“Kim tevbe edip iyi davranış gösterirse, şüphesiz o, tevbesi kabul edilmiş olarak Allah’a döner.” (Furkan 25/71)
Sıcak yüreklim,
Bugün içime üfüren rüzgâr yukarıdaki ayetten hız alıyor. En büyük hazinemiz tevbe, öyle değil mi?
İki sınav, iki isyan, iki sual, iki cevap. İki ceza: Bir sürgün, bir temelli azap. Kimlerden bahsettiğimi anladın sanırım. Babamız ve ezeli düşmanımız.
Merhum hocalarımdan biri çekmişti bu konuya dikkatimi. “Hz. Âdem’in, suçu üzerine alan tavrı, tevbesi, bağışlanmasına vesile olurken, İblis’in suçu adeta Yüce Yaradan’a atan yaklaşımı, ebedi cehennem cezasını getirmiş olmasın?” demişti.
Hani bir çocuğa kıymetli bir eşyana dokunmamasını tembihler sonra da onu yalnız bırakırsın. Ardından küçük yaramaz, onu kasten kırar ve senden özür diler. Merakını yenemediğini, bir daha yapmayacağını söyler. Mahzun boyun büküşü içine dokunur. Onu affediverirsin. Eğitimde aslolanın özür dileme erdemi olduğunu, hatasız kul olmayacağını bilirsin çünkü. Başka bir çocuk hayal et: Dokunmamasını tembihlediğin eşyanı kırmış sonra da karşına geçmiş seni suçluyor: “Sen ortada bıraktın. Beni bu suça sen ittin, sen yaptın sen ettin…”
Âdem’in yasak meyveyi yedikten sonraki ezik, tövbekâr tavrıyla şeytanın secdeyi reddinden sonraki tavrına yapılan bir teşbih. İblis’in Kuran’da da geçen cümleleri: Beni ateşten onu topraktan yarattın( senyarattın), beni azdırmana karşılık( beni sen azdırdın)…

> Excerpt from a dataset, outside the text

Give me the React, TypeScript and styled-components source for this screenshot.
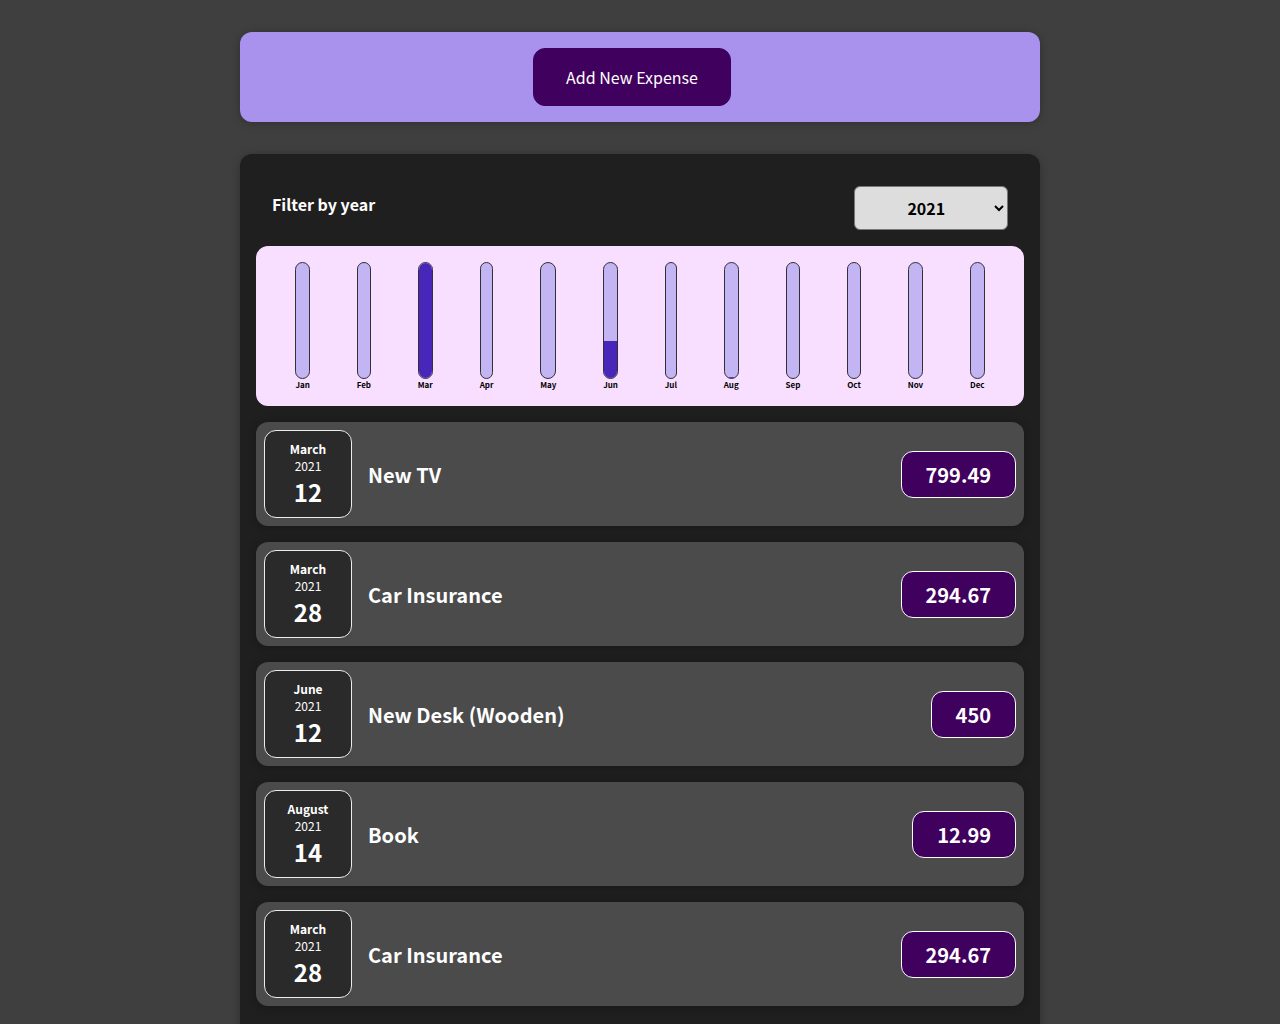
import React from "react";
import styled, { createGlobalStyle } from "styled-components";

const GlobalStyle = createGlobalStyle`
  * { box-sizing: border-box; }
  html { font-family: "Noto Sans CJK JP", "Noto Sans", sans-serif; }
  body { margin: 0; background-color: #3f3f3f; }
`;

type Expense = { id: string; title: string; amount: number; date: Date };

const expenses: Expense[] = [
  { id: "e2", title: "New TV", amount: 799.49, date: new Date(2021, 2, 12) },
  { id: "e3", title: "Car Insurance", amount: 294.67, date: new Date(2021, 2, 28) },
  { id: "e4", title: "New Desk (Wooden)", amount: 450, date: new Date(2021, 5, 12) },
  { id: "e5", title: "Book", amount: 12.99, date: new Date(2021, 7, 14) },
  { id: "e6", title: "Car Insurance", amount: 294.67, date: new Date(2021, 2, 28) },
];

const Card = styled.div`
  border-radius: 12px;
  box-shadow: 0 1px 8px rgba(0, 0, 0, 0.25);
`;

const NewExpense = styled(Card)`
  background-color: #a892ee;
  padding: 1rem;
  margin: 2rem auto;
  width: 50rem;
  max-width: 95%;
  text-align: center;
`;

const AddButton = styled.button`
  font: inherit;
  cursor: pointer;
  padding: 1rem 2rem;
  border: 1px solid #40005d;
  background-color: #40005d;
  color: white;
  border-radius: 12px;
  margin-right: 1rem;
`;

const Expenses = styled(Card)`
  padding: 1rem;
  background-color: rgb(31, 31, 31);
  margin: 2rem auto;
  width: 50rem;
  max-width: 95%;
`;

const Filter = styled.div`
  color: white;
  padding: 0 1rem;
`;

const FilterControl = styled.div`
  display: flex;
  width: 100%;
  align-items: center;
  justify-content: space-between;
  margin: 1rem 0;
`;

const FilterLabel = styled.label`
  font-weight: bold;
  margin-bottom: 0.5rem;
`;

const Select = styled.select`
  font: inherit;
  padding: 0.5rem 2.85rem 0.5rem 3rem;
  font-weight: bold;
  border-radius: 6px;
  background-color: #dddddd;
  border: 1px solid #767676;
  color: #000;
`;

const Chart = styled.div`
  padding: 1rem;
  border-radius: 12px;
  background-color: #f8dfff;
  text-align: center;
  display: flex;
  justify-content: space-around;
  height: 10rem;
`;

const ChartBar = styled.div`
  height: 100%;
  display: flex;
  flex-direction: column;
  align-items: center;
`;

const BarInner = styled.div`
  height: 100%;
  width: 100%;
  border: 1px solid #313131;
  border-radius: 12px;
  background-color: #c3b4f3;
  overflow: hidden;
  display: flex;
  flex-direction: column;
  justify-content: flex-end;
`;

const BarFill = styled.div`
  background-color: #4826b9;
  width: 100%;
`;

const BarLabel = styled.div`
  font-weight: bold;
  font-size: 0.5rem;
  text-align: center;
`;

const List = styled.ul`
  list-style: none;
  padding: 0;
  margin: 0;
`;

const Item = styled(Card).attrs({ as: "li" })`
  display: flex;
  justify-content: space-between;
  align-items: center;
  padding: 0.5rem;
  margin: 1rem 0;
  background-color: #4b4b4b;
`;

const Description = styled.div`
  display: flex;
  flex-direction: row;
  align-items: center;
  justify-content: flex-start;
  flex: 1;
`;

const Title = styled.h2`
  font-size: 1.25rem;
  flex: 1;
  margin: 0 1rem;
  color: white;
`;

const Price = styled.div`
  font-size: 1.25rem;
  font-weight: bold;
  color: white;
  background-color: #40005d;
  border: 1px solid white;
  padding: 0.5rem 1.5rem;
  border-radius: 12px;
`;

const DateBox = styled.div`
  display: flex;
  flex-direction: column;
  width: 5.5rem;
  height: 5.5rem;
  border: 1px solid #ececec;
  background-color: #2a2a2a;
  color: white;
  border-radius: 12px;
  align-items: center;
  justify-content: center;
`;

const Month = styled.div`
  font-size: 0.75rem;
  font-weight: bold;
`;

const Year = styled.div`
  font-size: 0.75rem;
`;

const Day = styled.div`
  font-size: 1.5rem;
  font-weight: bold;
`;

const months = ["Jan", "Feb", "Mar", "Apr", "May", "Jun", "Jul", "Aug", "Sep", "Oct", "Nov", "Dec"];

export default function App() {
  const values = months.map(() => 0);
  expenses.forEach((e) => {
    values[e.date.getMonth()] += e.amount;
  });
  const max = Math.max(...values);

  return (
    <>
      <GlobalStyle />
      <NewExpense>
        <AddButton>Add New Expense</AddButton>
      </NewExpense>
      <Expenses>
        <Filter>
          <FilterControl>
            <FilterLabel>Filter by year</FilterLabel>
            <Select defaultValue="2021">
              <option value="2022">2022</option>
              <option value="2021">2021</option>
              <option value="2020">2020</option>
              <option value="2019">2019</option>
            </Select>
          </FilterControl>
        </Filter>
        <Chart>
          {months.map((m, i) => (
            <ChartBar key={m}>
              <BarInner>
                <BarFill style={{ height: max > 0 ? Math.round((values[i] / max) * 100) + "%" : "0%" }} />
              </BarInner>
              <BarLabel>{m}</BarLabel>
            </ChartBar>
          ))}
        </Chart>
        <List>
          {expenses.map((e) => (
            <Item key={e.id}>
              <DateBox>
                <Month>{e.date.toLocaleString("en-US", { month: "long" })}</Month>
                <Year>{e.date.getFullYear()}</Year>
                <Day>{e.date.toLocaleString("en-US", { day: "2-digit" })}</Day>
              </DateBox>
              <Description>
                <Title>{e.title}</Title>
                <Price>{e.amount}</Price>
              </Description>
            </Item>
          ))}
        </List>
      </Expenses>
    </>
  );
}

Teşbihte hata olmaz diyerek ve murad-ı İlâhî’yi yine ancak kendisinin tam olarak bileceğini teslim ile sana soruyorum yârenim, elimizde tevbeden başka bir şey yok değil mi? Rabbin ilham ettiği en güzel kelimelerden biri, “Estağfirullah el-azîm ve etûbu ileyh” öyle değil mi?
Aczin gözyaşıyla itirafına ne hoş bir beşik, tevbe. Dua ibadetin özü, diyor ya Efendimiz (sas), tevbe de duanın özü ve öncüsü olsa gerek.
Hatalarını, günahlara çevirdiği, günahında ısrar ettiği oluyor bazen insanın. Bazen de tevbede ısrarcı buluyor kendini. Fakat bir kararda durmuyor nefis. Hele ağız, hele o günahkâr dudaklar. Yine konuşuyor, yine alay ediyor, yine küçümsemeye teşne, yine, yine… Bazen her söz bir gıybete dönüşüyor, kulaktan girmeden önce. Laf, bırakılmıyor; mekân, terk edilmiyor. Bazen de öz, her bakışı salıyor da harama, göz, umursamıyor; nefis, aldırış etmiyor. Her ses bir abartıya kaçıyor etrafta, engellenemeyen. Her nefes, yozlaşmaya gebe, taammüden.
Hz. Âdem, düşerken cennetinden, bilemediğim neler söyledi Allahım? İlham et ne olur. Tam o kelimelerle yalvarayım Sana. Sağlam olsun mîsakım, kolayca açılmasın Sana tutunduğum ipin benden taraftaki düğümü.
Sevgili yârenim, sen daha pak bir ruha sahipsin bana göre. Benim için dua et, benim tevbe edebilmem ve tevbemde sebatkâr olabilmem için dua et. Yalnız, et- Tevvab’a ol emanet.